Yeah, I mean I know Heather, you mentioned upfront that managing the cloud budget can be a super technical exercise, but I think we’re at that point where you have to roll your sleeves up and start to really drill into how much I’m spending on my cloud infrastructure to support my cloud data warehousing needs.

I mentioned earlier there are very, very few levers particularly as software as a service delivered cloud data warehousing that you have control over.

So I would really look at am I getting the best value for money out of my cloud data warehouse vendor today? How can I take control myself on where I spend a cloud infrastructure level? How can I renegotiate my discounts with the cloud providers so I have a complete line of sight from the bare instances that I’m spinning up to support my data warehousing to what value I’m getting out of this.

And I think we’re at a point in an economic climate where it would be fiscally irresponsible not to take that level of scrutiny seriously, frankly.

And as I said, you really have to get into the details. I totally advocate Doug’s mention of companies like NetApp Spot, a great opportunity to just also take external services and see if you can use the internal market for reselling cloud capacity and take advantage of that to reduce your own costs as well.

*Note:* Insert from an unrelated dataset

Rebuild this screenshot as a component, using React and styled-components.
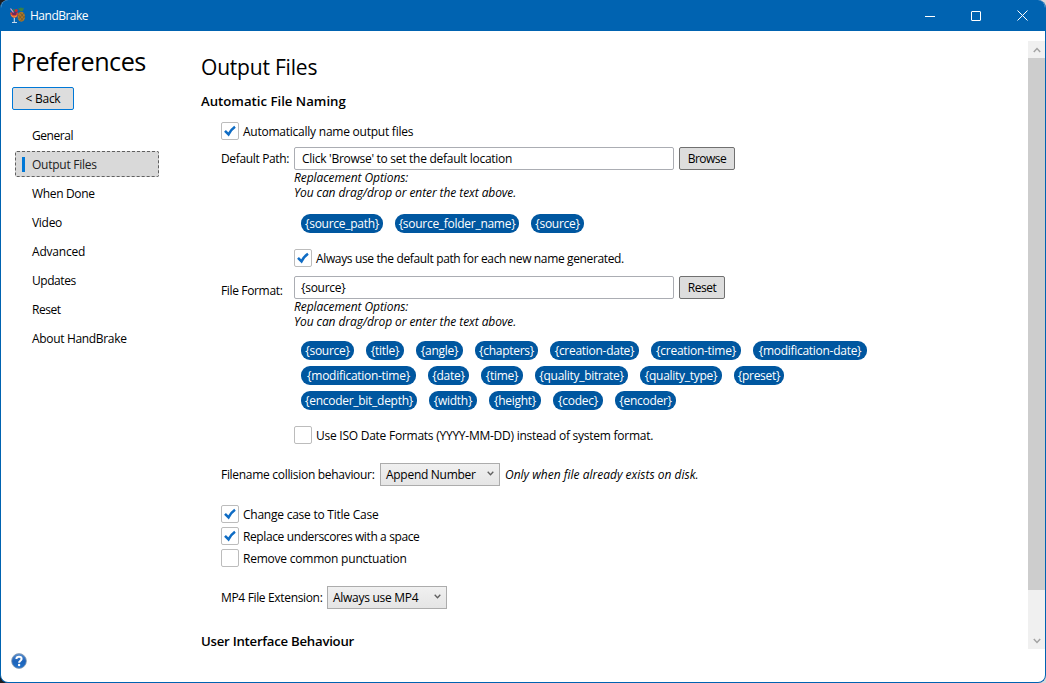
import React from 'react';
import styled, { createGlobalStyle, css } from 'styled-components';

const Global = createGlobalStyle`
  * { box-sizing: border-box; }
  body {
    margin: 0;
    background: linear-gradient(90deg, #1d1d1f 0 50%, #dcd6d8 50%);
    font-family: "Open Sans", "Noto Sans", sans-serif;
    font-size: 12px;
    color: #000;
    overflow: hidden;
  }
`;

const tracking = css`
  letter-spacing: ${(p) => p.$track ?? -0.28}px;
`;

const Window = styled.div`
  width: 1046px;
  height: 683px;
  display: flex;
  flex-direction: column;
  background: #fff;
  border: 1px solid #0063b1;
  border-top: 0;
  border-radius: 8px;
  overflow: hidden;
`;

const TitleBar = styled.header`
  height: 31px;
  flex: none;
  display: flex;
  align-items: center;
  background: #0063b1;
  color: #fff;
  padding-left: 8px;
`;

const AppName = styled.span`
  flex: 1;
  margin-left: 4px;
  ${tracking}
`;

const WindowButton = styled.button`
  width: 46px;
  height: 31px;
  padding: 0;
  border: 0;
  background: none;
  display: grid;
  place-items: center;
`;

const Body = styled.div`
  flex: 1;
  min-height: 0;
  display: flex;
`;

const Sidebar = styled.aside`
  width: 200px;
  display: flex;
  flex-direction: column;
  align-items: flex-start;
  padding: 13px 0 13px 10px;
`;

const PageTitle = styled.h1`
  margin: 0;
  height: 34px;
  line-height: 34px;
  font-size: 25.2px;
  font-weight: 400;
  white-space: nowrap;
  ${tracking}
`;

const Button = styled.button`
  width: ${(p) => p.$w}px;
  height: 23px;
  padding: 0;
  font: inherit;
  color: #000;
  line-height: 21px;
  white-space: nowrap;
  background: #ddd;
  border: 1px solid ${(p) => (p.$focus ? '#0078d7' : '#707070')};
  border-radius: 2px;
  ${tracking}
`;

const BackButton = styled(Button)`
  margin: 9px 0 0 1px;
`;

const Nav = styled.nav`
  display: flex;
  flex-direction: column;
  gap: 3px;
  margin: 12px 0 0 4px;
`;

const NavItem = styled.a`
  width: 144px;
  height: 26px;
  display: flex;
  align-items: center;
  padding-left: 7px;
  border-radius: 2px;
  white-space: nowrap;
  ${tracking}
  &::before {
    content: "";
    width: 3px;
    height: 15px;
    margin-right: 7px;
  }
  ${(p) => p.$active && css`
    background: #d9d9d9;
    color: #222;
    outline: 1px dashed #606060;
    outline-offset: -1px;
    &::before { background: #0078d7; }
  `}
`;

const HelpButton = styled.button`
  margin-top: auto;
  width: 16px;
  height: 16px;
  padding: 0;
  border: 0;
  background: none;
  display: flex;
`;

const Content = styled.main`
  flex: 1;
  display: flex;
  flex-direction: column;
  padding-top: 23px;
`;

const SubTitle = styled.h2`
  margin: 0;
  height: 26px;
  line-height: 26px;
  font-size: 21px;
  font-weight: 400;
  ${tracking}
`;

const SectionHeading = styled.h3`
  margin: ${(p) => p.$mt}px 0 0;
  height: 18px;
  line-height: 18px;
  font-size: 13.2px;
  font-weight: 600;
  ${tracking}
`;

const Row = styled.div`
  display: flex;
  align-items: center;
  height: ${(p) => p.$h || 23}px;
  margin: ${(p) => p.$mt || 0}px 0 0 ${(p) => (p.$indent ? 93 : 20)}px;
`;

const Label = styled.span`
  width: ${(p) => p.$w}px;
  padding-top: ${(p) => p.$drop || 0}px;
  white-space: nowrap;
  ${tracking}
`;

const TextField = styled.input`
  width: 380px;
  height: 23px;
  margin-right: 5px;
  padding: 0 ${(p) => p.$pad || 7}px;
  font: inherit;
  color: #000;
  border: 1px solid #abadb3;
  border-radius: 2px;
  outline: 0;
  ${tracking}
`;

const Hint = styled.p`
  margin: 0 0 0 93px;
  height: 30px;
  line-height: 15px;
  font-style: italic;
  letter-spacing: -0.08px;
`;

const InlineHint = styled.em`
  margin-left: 5px;
`;

const TokenList = styled.div`
  display: flex;
  flex-direction: column;
  gap: 6px;
  margin: ${(p) => p.$mt}px 0 0 100px;
`;

const TokenRow = styled.div`
  display: flex;
  gap: 12px;
`;

const Token = styled.span`
  width: ${(p) => p.$w}px;
  height: 19px;
  line-height: 19px;
  display: flex;
  justify-content: center;
  white-space: nowrap;
  border-radius: 9px;
  background: #0057a0;
  color: #fff;
  ${tracking}
`;

const Box = styled.span`
  width: 18px;
  height: 18px;
  margin-right: 4px;
  display: grid;
  place-items: center;
  border: 1px solid #bcbcbc;
  border-radius: 2px;
  background: #fff;
`;

const Combo = styled.div`
  width: 120px;
  height: 23px;
  display: flex;
  align-items: center;
  justify-content: space-between;
  padding: 0 5px;
  border: 1px solid #acacac;
  background: linear-gradient(#f0f0f0, #e5e5e5);
  white-space: nowrap;
  ${tracking}
  svg { margin-bottom: 2px; }
`;

const ScrollBar = styled.div`
  width: 17px;
  height: 608px;
  margin-top: 10px;
  display: flex;
  flex-direction: column;
  justify-content: space-between;
  background: #f0f0f0;
`;

const ScrollArrow = styled.div`
  height: 17px;
  display: grid;
  place-items: center;
`;

const ScrollThumb = styled.div`
  height: 532px;
  margin-bottom: auto;
  background: #cdcdcd;
`;

function Chevron({ up, size = 7, color = '#606060', width = 1.5 }) {
  return (
    <svg width={size} height={size} viewBox="0 0 8 8" fill="none" stroke={color} strokeWidth={width}>
      <path d={up ? 'M.8 6 4 2.6 7.2 6' : 'M.8 2 4 5.4 7.2 2'} />
    </svg>
  );
}

function Logo() {
  return (
    <svg width="17" height="17" viewBox="0 0 17 17">
      <path d="m11 4-2-3 2 .6L12 0l1 1.6L15 .5 13.800 4z" fill="#3c8440" />
      <ellipse cx="12.300" cy="9.700" rx="3.700" ry="5" fill="#a8772c" />
      <path d="m9.500 8 4.500 5.500m-3-8 4.500 5.500m-6 1 5.500-6m-3.500 8 4.500-5" stroke="#70552a" strokeWidth=".7" />
      <path d="M1 5.500h8.500c-.5 3.500-2 5-4.200 5.500C3 10.500 1.400 9 1 5.500z" fill="#d8452f" />
      <path d="M2.500 4.500h5.500L7 8H3.500z" fill="#6b2a62" />
      <path d="m1.500 1.500 3 4" stroke="#d9a0c8" strokeWidth="1.200" />
      <path d="m4.500 2 1 2.500" stroke="#3c8440" strokeWidth="1.400" />
      <circle cx="7.300" cy="3.500" r="1.500" fill="#d4262c" />
      <path d="m2.200 8.500 2.800 1.700 3-1.500" stroke="#f2a24a" fill="none" />
      <path d="M5.300 11v4M3 15.500h5" stroke="#c5d8ea" strokeWidth="1.100" />
    </svg>
  );
}

function HelpIcon() {
  return (
    <svg width="16" height="16" viewBox="0 0 16 16" fill="none">
      <defs>
        <linearGradient id="help" x1="0" y1="0" x2="0" y2="1">
          <stop stopColor="#5a91d2" />
          <stop offset=".5" stopColor="#1c62b9" />
          <stop offset="1" stopColor="#2373cb" />
        </linearGradient>
      </defs>
      <circle cx="8" cy="8" r="7.4" fill="url(#help)" stroke="#8c9cb0" strokeWidth=".8" />
      <path d="M5.4 6C5.500 3.100 10.600 3.100 10.600 6c0 1.700-2.500 1.700-2.500 3.700" stroke="#fff" strokeWidth="2" />
      <circle cx="8.100" cy="12" r="1.200" fill="#fff" />
    </svg>
  );
}

function CheckBox({ checked, children, track, ...row }) {
  return (
    <Row $h={18} {...row}>
      <Box>
        {checked && (
          <svg width="16" height="16" viewBox="0 0 16 16" fill="none">
            <path d="M3 7.800 6.500 11.300Q9 6.500 13 3.700" stroke="#0f6cc4" strokeWidth="2.600" />
          </svg>
        )}
      </Box>
      <Label $track={track}>{children}</Label>
    </Row>
  );
}

function Tokens({ rows, mt }) {
  return (
    <TokenList $mt={mt}>
      {rows.map((row, i) => (
        <TokenRow key={i}>
          {row.map(([name, w]) => <Token key={name} $w={w}>{`{${name}}`}</Token>)}
        </TokenRow>
      ))}
    </TokenList>
  );
}

const NAV = [
  ['General', -0.45],
  ['Output Files', -0.25],
  ['When Done', -0.35],
  ['Video', -0.3],
  ['Advanced', -0.2],
  ['Updates', -0.45],
  ['Reset', -0.45],
  ['About HandBrake', -0.33],
];

const PATH_TOKENS = [[['source_path', 82], ['source_folder_name', 124], ['source', 53]]];

const FORMAT_TOKENS = [
  [['source', 53], ['title', 38], ['angle', 47], ['chapters', 63], ['creation-date', 89], ['creation-time', 90], ['modification-date', 114]],
  [['modification-time', 115], ['date', 41], ['time', 42], ['quality_bitrate', 93], ['quality_type', 82], ['preset', 50]],
  [['encoder_bit_depth', 116], ['width', 48], ['height', 52], ['codec', 50], ['encoder', 61]],
];

export default function App() {
  return (
    <>
      <Global />
      <Window>
        <TitleBar>
          <Logo />
          <AppName $track={-0.5}>HandBrake</AppName>
          <WindowButton aria-label="Minimize">
            <svg width="10" height="10"><path d="M0 5.500h10" stroke="#fff" /></svg>
          </WindowButton>
          <WindowButton aria-label="Maximize">
            <svg width="10" height="10"><rect x=".5" y=".5" width="9" height="9" rx=".5" fill="none" stroke="#fff" /></svg>
          </WindowButton>
          <WindowButton aria-label="Close">
            <svg width="11" height="11"><path d="m.5.5 10 10m0-10-10 10" stroke="#fff" /></svg>
          </WindowButton>
        </TitleBar>
        <Body>
          <Sidebar>
            <PageTitle $track={-0.5}>Preferences</PageTitle>
            <BackButton $w={62} $focus>&lt; Back</BackButton>
            <Nav>
              {NAV.map(([name, track]) => (
                <NavItem key={name} $track={track} $active={name === 'Output Files'}>{name}</NavItem>
              ))}
            </Nav>
            <HelpButton aria-label="Help"><HelpIcon /></HelpButton>
          </Sidebar>
          <Content>
            <SubTitle $track={-0.2}>Output Files</SubTitle>
            <SectionHeading $mt={12} $track={0}>Automatic File Naming</SectionHeading>
            <CheckBox checked $mt={12} track={-0.24}>Automatically name output files</CheckBox>
            <Row $mt={7}>
              <Label $w={73} $track={-0.35}>Default Path:</Label>
              <TextField readOnly value="Click 'Browse' to set the default location" />
              <Button $w={56} $track={-0.5}>Browse</Button>
            </Row>
            <Hint>Replacement Options:<br />You can drag/drop or enter the text above.</Hint>
            <Tokens rows={PATH_TOKENS} mt={14} />
            <CheckBox checked $indent $mt={16} track={-0.36}>Always use the default path for each new name generated.</CheckBox>
            <Row $mt={9}>
              <Label $w={73} $drop={6} $track={-0.35}>File Format:</Label>
              <TextField readOnly $pad={6} value="{source}" />
              <Button $w={46} $track={-0.45}>Reset</Button>
            </Row>
            <Hint>Replacement Options:<br />You can drag/drop or enter the text above.</Hint>
            <Tokens rows={FORMAT_TOKENS} mt={12} />
            <CheckBox $indent $mt={16} track={-0.25}>Use ISO Date Formats (YYYY-MM-DD) instead of system format.</CheckBox>
            <Row $mt={19}>
              <Label $w={159} $track={-0.3}>Filename collision behaviour:</Label>
              <Combo>Append Number<Chevron /></Combo>
              <InlineHint>Only when file already exists on disk.</InlineHint>
            </Row>
            <CheckBox checked $mt={19} track={-0.24}>Change case to Title Case</CheckBox>
            <CheckBox checked $mt={4} track={-0.385}>Replace underscores with a space</CheckBox>
            <CheckBox $mt={4} track={-0.22}>Remove common punctuation</CheckBox>
            <Row $mt={19}>
              <Label $w={106} $track={-0.34}>MP4 File Extension:</Label>
              <Combo>Always use MP4<Chevron /></Combo>
            </Row>
            <SectionHeading $mt={23} $track={-0.25}>User Interface Behaviour</SectionHeading>
          </Content>
          <ScrollBar>
            <ScrollArrow><Chevron up size={8} color="#a3a3a3" /></ScrollArrow>
            <ScrollThumb />
            <ScrollArrow><Chevron size={8} color="#a3a3a3" /></ScrollArrow>
          </ScrollBar>
        </Body>
      </Window>
    </>
  );
}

But at the end of the day, really, really think about am I getting the best price-performance? Am I pulling the most efficiency out of the infrastructure that I’m deploying my data warehousing on, I think is my overriding recommendation.

Heather Brodbeck:

Okay. All right. Thank you. And I know we just have a few minutes left, so I’m not going to open up an additional topic, but just want to thank the three of you for joining today.

I learned a lot on this call actually. It was great. Doug, looking forward to getting your report and reading through that. And then for anybody that joined, definitely just like Arijit said – and I’m sure Mark and Doug agree – if there’s any follow-up questions or looking for any guidance on anything to get connected, feel free to reach out to any of us for that.

So I think we will end here. Thank you all.